Here I am once again to talk about my last readings. This has been one of the few times that I’ve truly enjoyed everything I read.
Tender is the Night
Scott Fitzgerald and I met again with Tender is the Night (I’ve read The Great Gatsby). It’s the story of charming, intelligent psychoanalyst Dick Diver and his not-so-mentally-stable wife/ex-patient Nicole. As the book develops, the reader is able to see the truth behind what seems to be a perfect couple in a marriage full of disappointment and grudges.
This novel is a piece of Fitzgerald himself, since he put down on paper the struggles of his own marriage, his alcoholism and his wife’s mental illness.
A book recommended for everyone who enjoys a good classic.
The Club Dumas
This book by Arturo Pérez-Reverte came to my bookshelf because of the book The Night Frankenstein read Don Quixote, which I commented on an earlier post.

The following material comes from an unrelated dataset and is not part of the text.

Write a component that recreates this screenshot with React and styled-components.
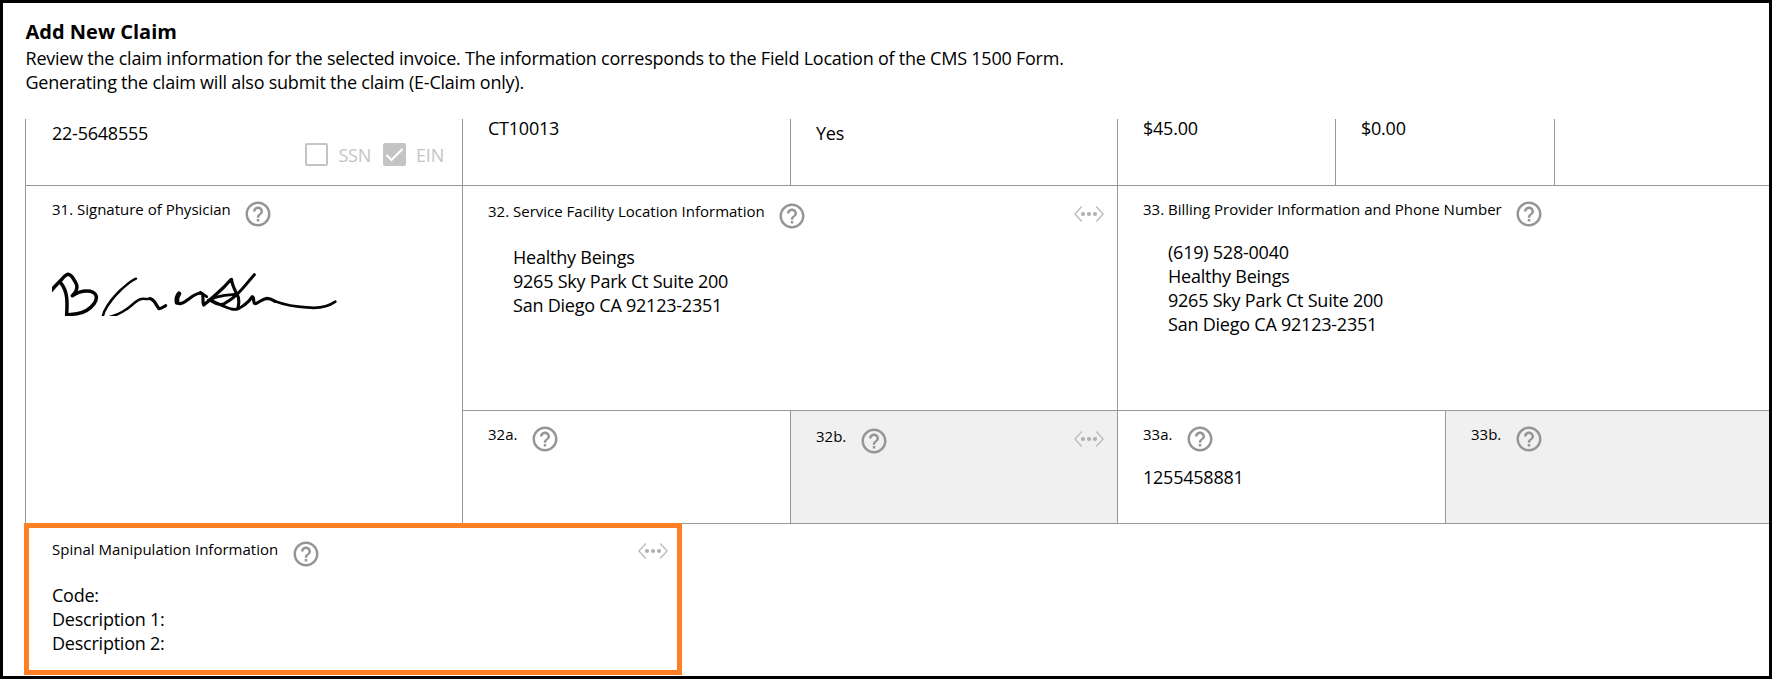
import React from "react";
import styled, { createGlobalStyle } from "styled-components";

const LINE = "#979797";

const GlobalStyle = createGlobalStyle`
  * { box-sizing: border-box; }
  body {
    margin: 0;
    background: #fff;
    color: #000;
    font-family: "Open Sans", "Noto Sans", sans-serif;
    font-size: 18px;
    line-height: 24px;
    letter-spacing: -0.23px;
  }
`;

const Frame = styled.main`
  width: 1772px;
  height: 679px;
  border: 3px solid #000;
  overflow: hidden;
  background: #fff;
`;

const Header = styled.header`
  height: 116px;
  padding: 16px 0 0 22.5px;
`;

const Title = styled.h1`
  margin: 0;
  font-size: 20px;
  line-height: 25px;
  font-weight: 700;
  letter-spacing: 0;
`;

const Intro = styled.p`
  margin: 2px 0 0;
  white-space: pre;
`;

const Form = styled.section`
  margin-left: 22px;
  display: flex;
  flex-direction: column;
`;

const Row = styled.div`
  display: grid;
  grid-template-columns: ${(p) => p.$cols};
  height: ${(p) => p.$h}px;
`;

const Cell = styled.div`
  border-left: 1px solid ${LINE};
  border-bottom: 1px solid ${LINE};
  background: ${(p) => (p.$muted ? "#f0f0f0" : "transparent")};
  padding: ${(p) => p.$top ?? 0}px 13px 0 ${(p) => p.$left ?? 25}px;
  min-width: 0;
`;

const Stack = styled.div`
  display: grid;
  grid-template-rows: 225px 113px;
`;

const Split = styled.div`
  display: grid;
  grid-template-columns: ${(p) => p.$cols};
`;

const Heading = styled.div`
  display: flex;
  align-items: flex-start;
  height: 29px;
`;

const Label = styled.span`
  margin-top: -1px;
  font-size: 15px;
  line-height: 20px;
  letter-spacing: 0;
  white-space: nowrap;
`;

const HelpSvg = styled.svg`
  flex: none;
  width: 30px;
  height: 30px;
  margin: -1px 0 0 12.4px;
`;

const MoreSvg = styled.svg`
  flex: none;
  width: 30px;
  height: 16px;
  margin: ${(p) => p.$top ?? 4}px 0 0 auto;
`;

const Lines = styled.div`
  margin: ${(p) => p.$gap ?? 0}px 0 0 ${(p) => p.$indent ?? 0}px;
  white-space: nowrap;
`;

const Checks = styled.div`
  display: flex;
  align-items: center;
  justify-content: flex-end;
  height: 23px;
  margin-top: -2px;
  padding-right: 5px;
  color: #c4c4c4;
`;

const CheckBox = styled.span`
  width: 23px;
  height: 23px;
  border: 2px solid #c4c4c4;
  border-radius: 2px;
  background: ${(p) => (p.$on ? "#c4c4c4" : "#fff")};
  display: flex;
  align-items: center;
  justify-content: center;
`;

const CheckText = styled.span`
  margin: 0 12px 0 10px;
  &:last-child { margin-right: 0; }
`;

const SignatureSvg = styled.svg`
  display: block;
  width: 286px;
  height: 44px;
  margin-top: 43px;
`;

const Highlight = styled.div`
  width: 658px;
  height: 152px;
  margin: -1px 0 0 -1px;
  border: 5px solid #ff7f27;
  padding: 12px 9px 0 23px;
`;

function Help() {
  return (
    <HelpSvg viewBox="0 0 24 24" fill="#959595">
      <path d="M11 18h2v-2h-2v2zm1-16C6.48 2 2 6.48 2 12s4.48 10 10 10 10-4.48 10-10S17.52 2 12 2zm0 18c-4.41 0-8-3.59-8-8s3.59-8 8-8 8 3.59 8 8-3.59 8-8 8zm0-14c-2.21 0-4 1.79-4 4h2c0-1.1.9-2 2-2s2 .9 2 2c0 2-3 1.75-3 5h2c0-2.25 3-2.5 3-5 0-2.21-1.79-4-4-4z" />
    </HelpSvg>
  );
}

function More({ top }) {
  return (
    <MoreSvg viewBox="0 0 30 16" $top={top}>
      <path d="M7.8 .6 .9 8l6.9 7.4M22.2 .6 29.1 8l-6.9 7.4" fill="none" stroke="#bcbcbc" strokeWidth="1.4" />
      <circle cx="9" cy="8" r="2.1" fill="#b0b0b0" />
      <circle cx="15" cy="8" r="2.1" fill="#b0b0b0" />
      <circle cx="21" cy="8" r="2.1" fill="#b0b0b0" />
    </MoreSvg>
  );
}

function FieldHeading({ children, more, moreTop }) {
  return (
    <Heading>
      <Label>{children}</Label>
      <Help />
      {more && <More top={moreTop} />}
    </Heading>
  );
}

function Signature() {
  return (
    <SignatureSvg viewBox="66 66 858 132">
      <g fill="none" stroke="#050505" strokeLinecap="round" strokeLinejoin="round">
        <path strokeWidth="10.5" d="M62 124C75 108 86 97 97 86C105 77 110 73 115 73C125 74 131 87 137 98C145 111 140 124 127 137C144 126 162 120 182 124C203 130 202 146 193 160C181 176 163 188 141 191L110 195" />
        <path strokeWidth="10.5" d="M91 97C103 111 108 126 110 143C112 162 111 177 110 193" />
        <path strokeWidth="7.5" d="M318 86C302 92 288 106 272 120C249 142 232 166 223 184L218 200" />
        <path strokeWidth="7.5" d="M235 202C257 197 271 191 289 178C309 165 318 150 334 147C345 145 352 149 360 146" />
        <path strokeWidth="9.5" d="M360 146C374 149 377 164 387 176C394 177 401 170 407 167" />
        <path strokeWidth="14" d="M447 131C440 139 440 150 441 157" />
        <path strokeWidth="9.5" d="M441 158C450 166 463 157 472 150C487 139 500 128 514 130C524 134 515 151 521 165C539 151 562 130 582 111C596 98 606 81 605 91C607 108 617 124 625 142C629 158 625 170 624 174" />
        <path strokeWidth="8.5" d="M511 127L530 140M535 151C548 144 561 140 584 136L614 133M544 151C563 161 581 171 604 177C621 181 631 174 644 164" />
        <path strokeWidth="9" d="M673 74C656 93 643 112 624 130C608 146 598 153 583 161C571 166 557 162 545 154" />
        <path strokeWidth="9.5" d="M644 164C652 158 660 151 667 140C675 142 667 160 676 161C688 157 698 146 711 145C722 145 727 149 735 154" />
        <path strokeWidth="8" d="M735 154C767 166 796 171 830 172C862 176 893 171 916 155" />
      </g>
    </SignatureSvg>
  );
}

export default function App() {
  return (
    <>
      <GlobalStyle />
      <Frame>
        <Header>
          <Title>Add New Claim</Title>
          <Intro>
            {"Review the claim information for the selected invoice. The information corresponds to the Field Location of the CMS 1500 Form.\nGenerating the claim will also submit the claim (E-Claim only)."}
          </Intro>
        </Header>
        <Form>
          <Row $cols="437px 328px 327px 218px 219px 1fr" $h={67}>
            <Cell $top={2} $left={26}>
              22-5648555
              <Checks>
                <CheckBox />
                <CheckText>SSN</CheckText>
                <CheckBox $on>
                  <svg width="19" height="19" viewBox="0 0 19 19">
                    <path d="M1.5 10 6.5 15 17.5 4" fill="none" stroke="#fff" strokeWidth="2.2" />
                  </svg>
                </CheckBox>
                <CheckText>EIN</CheckText>
              </Checks>
            </Cell>
            <Cell><Lines $gap={-3}>CT10013</Lines></Cell>
            <Cell $top={2}>Yes</Cell>
            <Cell><Lines $gap={-3}>$45.00</Lines></Cell>
            <Cell><Lines $gap={-3}>$0.00</Lines></Cell>
            <Cell />
          </Row>
          <Row $cols="437px 655px 1fr" $h={338}>
            <Cell $top={14} $left={26}>
              <FieldHeading>31. Signature of Physician</FieldHeading>
              <Signature />
            </Cell>
            <Stack>
              <Cell $top={16}>
                <FieldHeading more>32. Service Facility Location Information</FieldHeading>
                <Lines $gap={14} $indent={25}>
                  Healthy Beings<br />9265 Sky Park Ct Suite 200<br />San Diego CA 92123-2351
                </Lines>
              </Cell>
              <Split $cols="328px 1fr">
                <Cell $top={14}><FieldHeading>32a.</FieldHeading></Cell>
                <Cell $top={16} $muted><FieldHeading more>32b.</FieldHeading></Cell>
              </Split>
            </Stack>
            <Stack>
              <Cell $top={14}>
                <FieldHeading>33. Billing Provider Information and Phone Number</FieldHeading>
                <Lines $gap={11} $indent={25}>
                  (619) 528-0040<br />Healthy Beings<br />9265 Sky Park Ct Suite 200<br />San Diego CA 92123-2351
                </Lines>
              </Cell>
              <Split $cols="328px 1fr">
                <Cell $top={14}>
                  <FieldHeading>33a.</FieldHeading>
                  <Lines $gap={11}>1255458881</Lines>
                </Cell>
                <Cell $top={14} $muted><FieldHeading>33b.</FieldHeading></Cell>
              </Split>
            </Stack>
          </Row>
          <Highlight>
            <FieldHeading more moreTop={3}>Spinal Manipulation Information</FieldHeading>
            <Lines $gap={14}>
              Code:<br />Description 1:<br />Description 2:
            </Lines>
          </Highlight>
        </Form>
      </Frame>
    </>
  );
}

Lucas Corso is a “book mercenary”. His job is to find antique books and sell them to the highest bidder, sometimes leaving morals aside. He gets two different assignments: prove if an old Dumas manuscript is original and find the only three existent copies of The Book of the Nine Doors in Kingdom of Shadow, an old book burned during the Inquisition along with its author and supposedly a manual to summon the devil. Soon, Corso finds himself in the middle of a race against time, as there are other dangerous parties interested.
Recommended for fans of mystery novels, thrillers and the story behind literature.
The First World War told for Sceptics
I’m not sure there’s an English copy of the next book, but if you want to give it a try in Spanish, you won’t regret it.
History told from another perspective; full of footnotes, fun facts and witty comments about the Great War. This is definitely worth reading.
The Old Man and the Sea
Ernest Hemingway arrived to my bookshelf with The Old Man and the Sea. All it took was an old man, a big fish and a sweet boy to make me fall in love with this story.
Hemingway said once, “my aim is to put down on paper what I see and what I feel in the best and simplest way”. That sums up this tale; he took an ordinary story and made it extraordinary in less than a hundred pages. I should probably mention that this book also earned him the Nobel Prize in Literature.
Recommended for anyone who loves a beautiful, yet simple story.